Not able to crawl a URL as there is special character


trying to crawl using NUTCH 1.17 but the URL is being rejected, there is #! in the URL example : xxmydomain.com/xxx/#!/xxx/abc.html

also I have tried to include

+^/

+^#! in my regex-urlfilter


Solution

    1. If you particularly check in the regex-normalize.xml file This particular rule file will be applied as part of urlnormalizer-regex plugin. This plugin is default included in plugin-includes in nutch-site.xml.

    As part of URL Normalizationg, This particular line will truncate URLs if anything present after URLFragment

    <!-- removes interpage href anchors such as site.com#location -->
    <regex>
      <pattern>#.*?(\?|&amp;|$)</pattern>
      <substitution>$1</substitution>
    </regex>
    

    You can disable this rule by commenting. (recommended way) (OR) you can remove urlnormalizer-regex from plugin-include conf from nutch-site.xml.

    1. There is one more place where the URL fragment part is ignored in the URL normalization part which is urlnormalizer-basic

    BasicURLNormalizer is used for applying general normalization on URL's(i.e removing multiple immediate slashes and properly encode using percent-encoding)

        public String normalize(String urlString, String scope)
          throws MalformedURLException {
        
        if ("".equals(urlString)) // permit empty
          return urlString;
    
        urlString = urlString.trim(); // remove extra spaces
    
        URL url = new URL(urlString);
    
        String protocol = url.getProtocol();
        String host = url.getHost();
        int port = url.getPort();
        String file = url.getFile();
    
        boolean changed = false;
        boolean normalizePath = false;
    
        if (!urlString.startsWith(protocol)) // protocol was lowercased
          changed = true;
    
        if ("http".equals(protocol) || "https".equals(protocol)
            || "ftp".equals(protocol)) {
    
          if (host != null && url.getAuthority() != null) {
            String newHost = normalizeHostName(host);
            if (!host.equals(newHost)) {
              host = newHost;
              changed = true;
            } else if (!url.getAuthority().equals(newHost)) {
              // authority (http://<...>/) contains other elements (port, user,
              // etc.) which will likely cause a change if left away
              changed = true;
            }
          } else {
            // no host or authority: recompose the URL from components
            changed = true;
          }
    
          if (port == url.getDefaultPort()) { // uses default port
            port = -1; // so don't specify it
            changed = true;
          }
    
          normalizePath = true;
          if (file == null || "".equals(file)) {
            file = "/";
            changed = true;
            normalizePath = false; // no further path normalization required
          } else if (!file.startsWith("/")) {
            file = "/" + file;
            changed = true;
            normalizePath = false; // no further path normalization required
          }
    
          if (url.getRef() != null) { // remove the ref
            changed = true;
          }
    
        } else if (protocol.equals("file")) {
          normalizePath = true;
        }
    
        // properly encode characters in path/file using percent-encoding
        String file2 = unescapePath(file);
        file2 = escapePath(file2);
        if (!file.equals(file2)) {
          changed = true;
          file = file2;
        }
    
        if (normalizePath) {
          // check for unnecessary use of "/../", "/./", and "//"
          if (changed) {
            url = new URL(protocol, host, port, file);
          }
          file2 = getFileWithNormalizedPath(url);
          if (!file.equals(file2)) {
            changed = true;
            file = file2;
          }
        }
    
        if (changed) {
          url = new URL(protocol, host, port, file);
          urlString = url.toString();
        }
    
        return urlString;
      }
    

    you can see from the code.. it is completely ignoring **url.getRef** Information which contains URLFragment.
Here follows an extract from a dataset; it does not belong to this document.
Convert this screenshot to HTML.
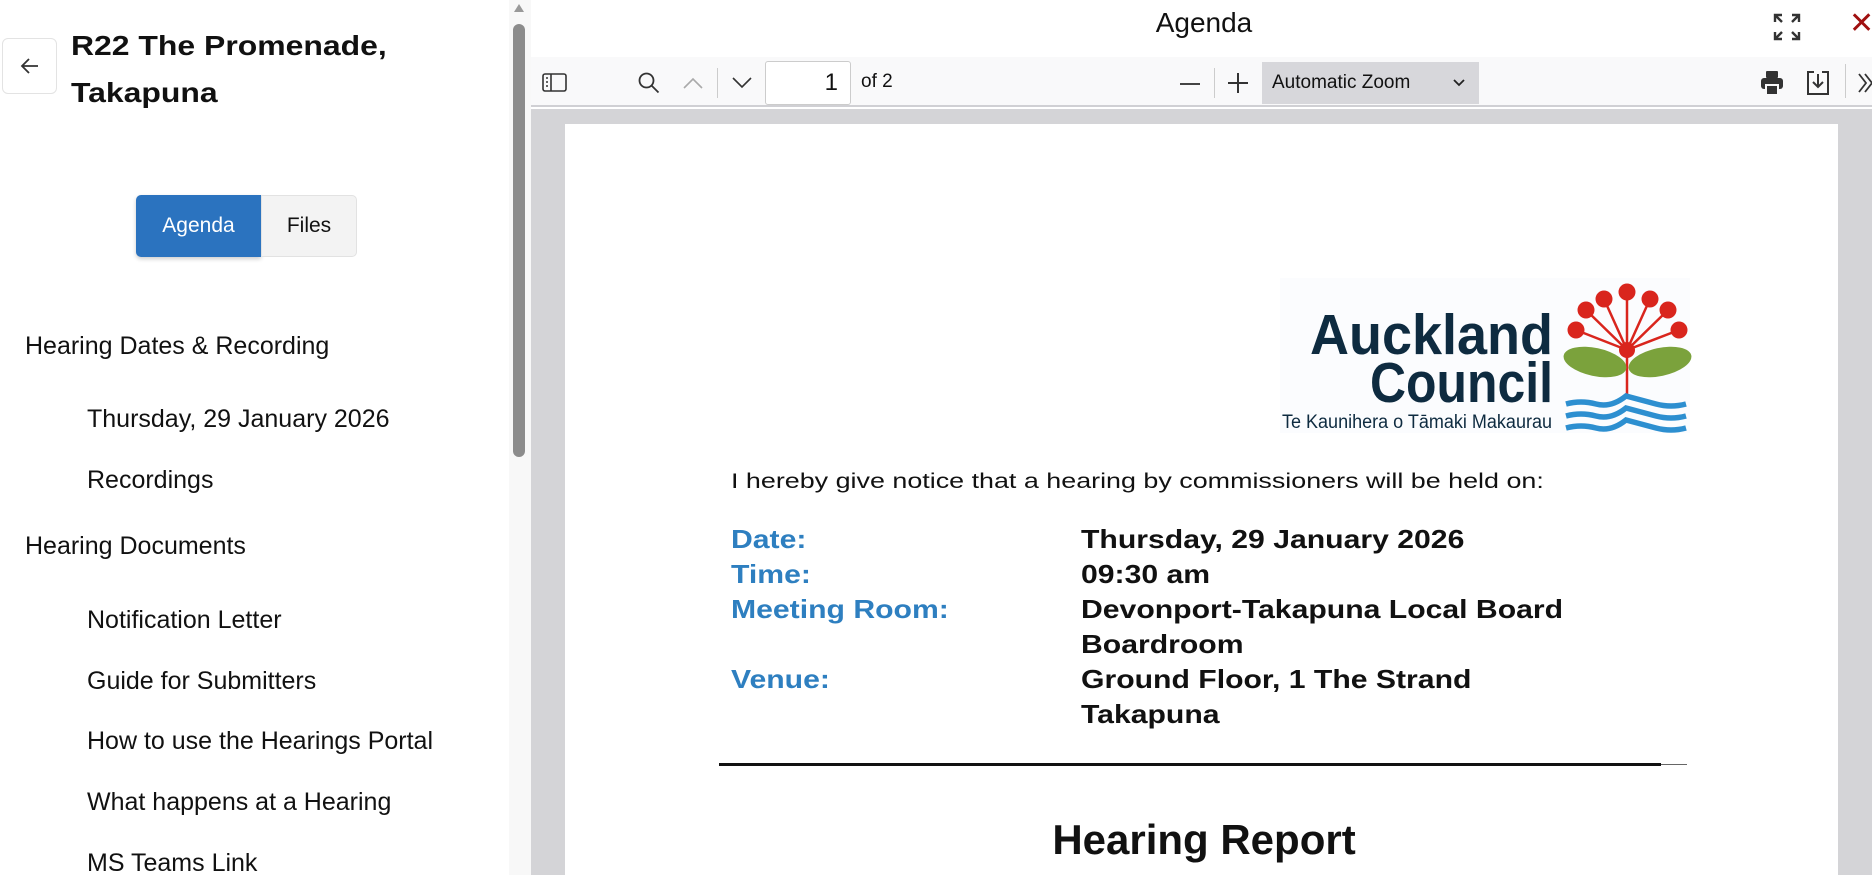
<!DOCTYPE html>
<html><head><meta charset="utf-8"><style>
*{margin:0;padding:0;box-sizing:border-box}
body{width:1872px;height:875px;overflow:hidden;background:#fff;font-family:"Liberation Sans",Arial,sans-serif;position:relative;color:#111}
.a{position:absolute;white-space:nowrap}
.nav{font-size:25px;color:#111}
.pd{font-size:26px;font-weight:bold;line-height:35px;transform:scaleX(1.16);transform-origin:0 0}
.lb{color:#2e7fc0}
</style></head><body>
<!-- left sidebar -->
<div class="a" style="left:2px;top:38px;width:55px;height:56px;border:1px solid #e3e3e3;border-radius:6px"></div>
<svg class="a" style="left:18px;top:56px" width="24" height="20" viewBox="0 0 24 20"><path d="M20 10H4M11 3L4 10l7 7" fill="none" stroke="#333" stroke-width="1.8"/></svg>
<div class="a" style="left:71px;top:22px;font-size:28px;font-weight:bold;line-height:47px;transform:scaleX(1.14);transform-origin:0 0">R22 The Promenade,<br>Takapuna</div>
<div class="a" style="left:136px;top:195px;width:125px;height:62px;background:#2b73bf;border-radius:5px 0 0 5px;color:#fff;font-size:21px;line-height:62px;text-align:center;box-shadow:0 2px 4px rgba(0,0,0,.2)">Agenda</div>
<div class="a" style="left:261px;top:195px;width:96px;height:62px;background:#f3f3f3;border:1px solid #e2e2e2;border-radius:0 5px 5px 0;font-size:21px;line-height:60px;text-align:center">Files</div>
<div class="a nav" style="left:25px;top:332px">Hearing Dates &amp; Recording</div>
<div class="a nav" style="left:87px;top:405px">Thursday, 29 January 2026</div>
<div class="a nav" style="left:87px;top:466px">Recordings</div>
<div class="a nav" style="left:25px;top:532px">Hearing Documents</div>
<div class="a nav" style="left:87px;top:606px">Notification Letter</div>
<div class="a nav" style="left:87px;top:667px">Guide for Submitters</div>
<div class="a nav" style="left:87px;top:727px">How to use the Hearings Portal</div>
<div class="a nav" style="left:87px;top:788px">What happens at a Hearing</div>
<div class="a nav" style="left:87px;top:849px">MS Teams Link</div>
<!-- scrollbar -->
<div class="a" style="left:509px;top:0;width:22px;height:875px;background:#f8f8f8"></div>
<div class="a" style="left:514px;top:4px;width:0;height:0;border-left:5px solid transparent;border-right:5px solid transparent;border-bottom:8px solid #999"></div>
<div class="a" style="left:513px;top:24px;width:12px;height:433px;background:#8c8c8c;border-radius:6px"></div>
<!-- header -->
<div class="a" style="left:1104px;top:7px;width:200px;text-align:center;font-size:28px">Agenda</div>
<svg class="a" style="left:1772px;top:12px" width="30" height="30" viewBox="0 0 30 30" fill="none" stroke="#333" stroke-width="2.4"><path d="M3 10V3h7M3 3l7 7M27 10V3h-7M27 3l-7 7M3 20v7h7M3 27l7-7M27 20v7h-7M27 27l-7-7"/></svg>
<div class="a" style="left:1849px;top:6px;font-size:30px;color:#a01010">✕</div>
<!-- toolbar -->
<div class="a" style="left:531px;top:57px;width:1341px;height:50px;background:#f9f9fa;border-bottom:2px solid #d0d0d4"></div>
<svg class="a" style="left:542px;top:73px" width="26" height="20" viewBox="0 0 26 20" fill="none" stroke="#333" stroke-width="1.6"><rect x="1" y="1" width="23" height="17" rx="2"/><path d="M9 1v17M4 5h2M4 9h2M4 13h2"/></svg>
<svg class="a" style="left:637px;top:71px" width="24" height="24" viewBox="0 0 24 24" fill="none" stroke="#333" stroke-width="1.8"><circle cx="9.5" cy="9.5" r="7"/><path d="M14.5 14.5l7 7"/></svg>
<svg class="a" style="left:682px;top:76px" width="22" height="14" viewBox="0 0 22 14" fill="none" stroke="#aaa" stroke-width="1.6"><path d="M2 12l9-9 9 9"/></svg>
<div class="a" style="left:717px;top:68px;width:1px;height:30px;background:#ccc"></div>
<svg class="a" style="left:731px;top:76px" width="22" height="14" viewBox="0 0 22 14" fill="none" stroke="#333" stroke-width="1.6"><path d="M2 2l9 9 9-9"/></svg>
<div class="a" style="left:765px;top:61px;width:86px;height:44px;background:#fff;border:1px solid #ccc;border-radius:3px;font-size:24px;line-height:42px;text-align:right;padding-right:12px">1</div>
<div class="a" style="left:861px;top:71px;font-size:19px">of 2</div>
<div class="a" style="left:1180px;top:83px;width:20px;height:2px;background:#444"></div>
<div class="a" style="left:1214px;top:68px;width:1px;height:30px;background:#ccc"></div>
<svg class="a" style="left:1227px;top:72px" width="22" height="22" viewBox="0 0 22 22" stroke="#333" stroke-width="2"><path d="M11 1v20M1 11h20"/></svg>
<div class="a" style="left:1262px;top:62px;width:217px;height:42px;background:#d7d7db;font-size:19px;line-height:42px;padding-left:10px">Automatic Zoom</div>
<svg class="a" style="left:1452px;top:78px" width="14" height="10" viewBox="0 0 14 10" fill="none" stroke="#222" stroke-width="1.8"><path d="M2 2l5 5 5-5"/></svg>
<svg class="a" style="left:1760px;top:70px" width="24" height="26" viewBox="0 0 24 26" fill="#333"><rect x="6" y="1" width="12" height="7" rx="1"/><rect x="1" y="8" width="22" height="11" rx="3"/><rect x="6" y="15" width="12" height="10" fill="#333" stroke="#f9f9fa" stroke-width="2"/></svg>
<svg class="a" style="left:1805px;top:70px" width="26" height="26" viewBox="0 0 26 26" fill="none" stroke="#333" stroke-width="2"><path d="M9 2H3v22h20V2h-6"/><path d="M13 4v12M8 12l5 5 5-5"/></svg>
<div class="a" style="left:1845px;top:64px;width:1px;height:34px;background:#ccc"></div>
<svg class="a" style="left:1857px;top:72px" width="15" height="22" viewBox="0 0 15 22" fill="none" stroke="#333" stroke-width="1.8"><path d="M2 2l7 9-7 9M8 2l7 9-7 9"/></svg>
<!-- viewer -->
<div class="a" style="left:531px;top:109px;width:1341px;height:766px;background:#d4d4d7"></div>
<div class="a" style="left:565px;top:124px;width:1273px;height:751px;background:#fff"></div>
<!-- logo -->
<svg class="a" style="left:1270px;top:270px" width="430" height="170" viewBox="0 0 430 170">
<rect x="10" y="8" width="410" height="155" fill="#fbfcfe"/>
<text x="283" y="84" text-anchor="end" font-family="Liberation Sans,Arial,sans-serif" font-weight="bold" font-size="57" fill="#0e2b40" textLength="243" lengthAdjust="spacingAndGlyphs">Auckland</text>
<text x="283" y="132" text-anchor="end" font-family="Liberation Sans,Arial,sans-serif" font-weight="bold" font-size="57" fill="#0e2b40" textLength="183" lengthAdjust="spacingAndGlyphs">Council</text>
<text x="12" y="158" font-family="Liberation Sans,Arial,sans-serif" font-size="19" fill="#0e2b40" textLength="270" lengthAdjust="spacingAndGlyphs">Te Kaunihera o Tāmaki Makaurau</text>
<g stroke="#d9251d" stroke-width="2.5">
<path d="M357 80V128M357 80L306 60M357 80L316 40M357 80L334 29M357 80V22M357 80L380 29M357 80L398 40M357 80L409 60"/></g>
<g fill="#d9251d"><circle cx="357" cy="80" r="8"/><circle cx="306" cy="60" r="8.5"/><circle cx="316" cy="40" r="8.5"/><circle cx="334" cy="29" r="8.5"/><circle cx="357" cy="22" r="8.5"/><circle cx="380" cy="29" r="8.5"/><circle cx="398" cy="40" r="8.5"/><circle cx="409" cy="60" r="8.5"/></g>
<ellipse cx="325" cy="92" rx="32" ry="14" transform="rotate(12 325 92)" fill="#7ba23c"/>
<ellipse cx="390" cy="92" rx="32" ry="14" transform="rotate(-12 390 92)" fill="#7ba23c"/>
<g fill="none" stroke="#2d8fd0" stroke-width="5.5">
<path d="M296 134q15-4 30 0t30-8q15 4 30 8t30 0"/><path d="M296 146q15-4 30 0t30-8q15 4 30 8t30 0"/><path d="M296 158q15-4 30 0t30-8q15 4 30 8t30 0"/></g>
</svg>
<!-- document text -->
<div class="a" style="left:731px;top:470px;font-size:21px;transform:scaleX(1.28);transform-origin:0 0">I hereby give notice that a hearing by commissioners will be held on:</div>
<div class="a pd lb" style="left:731px;top:522px">Date:<br>Time:<br>Meeting Room:<br><br>Venue:</div>
<div class="a pd" style="left:1081px;top:522px">Thursday, 29 January 2026<br>09:30 am<br>Devonport-Takapuna Local Board<br>Boardroom<br>Ground Floor, 1 The Strand<br>Takapuna</div>
<div class="a" style="left:719px;top:763px;width:942px;height:3px;background:#111"></div>
<div class="a" style="left:1661px;top:764px;width:26px;height:1px;background:#666"></div>
<div class="a" style="left:1004px;top:816px;width:400px;text-align:center;font-size:42px;font-weight:bold">Hearing Report</div>
</body></html>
    so, what we can do is just simply replace url = new URL(protocol, host, port, file);

    at the end of the normalize method(line number)

    with url = new URL(protocol, host, port, file+"#"+url.getRef());

    How did I validated?.

    scala> val url = new URL("https://www.codepublishing.com/CA/AlisoViejo/#!/AlisoViejo01/AlisoViejo01.html");
    url: java.net.URL = https://www.codepublishing.com/CA/AlisoViejo/#!/AlisoViejo01/AlisoViejo01.html
    
    scala> val protocol = url.getProtocol();
    protocol: String = https
    
    scala>     val host = url.getHost();
    host: String = www.codepublishing.com
    
    scala>     val port = url.getPort();
    port: Int = -1
    
    scala>     val file = url.getFile();
    file: String = /CA/AlisoViejo/
    
    scala> //when we construct back new url using the above information we end up loosing fragment information like shown in below
    
    scala> new URL(protocol, host, port, file).toString
    res69: String = https://www.codepublishing.com/CA/AlisoViejo/
    
    scala> //if we use url.getRef Information in constructing url we can retain back URL fragment information
    
    scala> //like shown below
    
    scala> new URL(protocol, host, port, file+"#"+url.getRef).toString
    res70: String = https://www.codepublishing.com/CA/AlisoViejo/#!/AlisoViejo01/AlisoViejo01.html
    
    scala> // so we can replace the url construction object as explained above to retain url fragment information
    

    Note: UrlFragment will provide local object references within the page. it does not make sense to crawl those URL's in most of the cases(that is why nutch normalize URL with the above rule) because HTML will remain the same.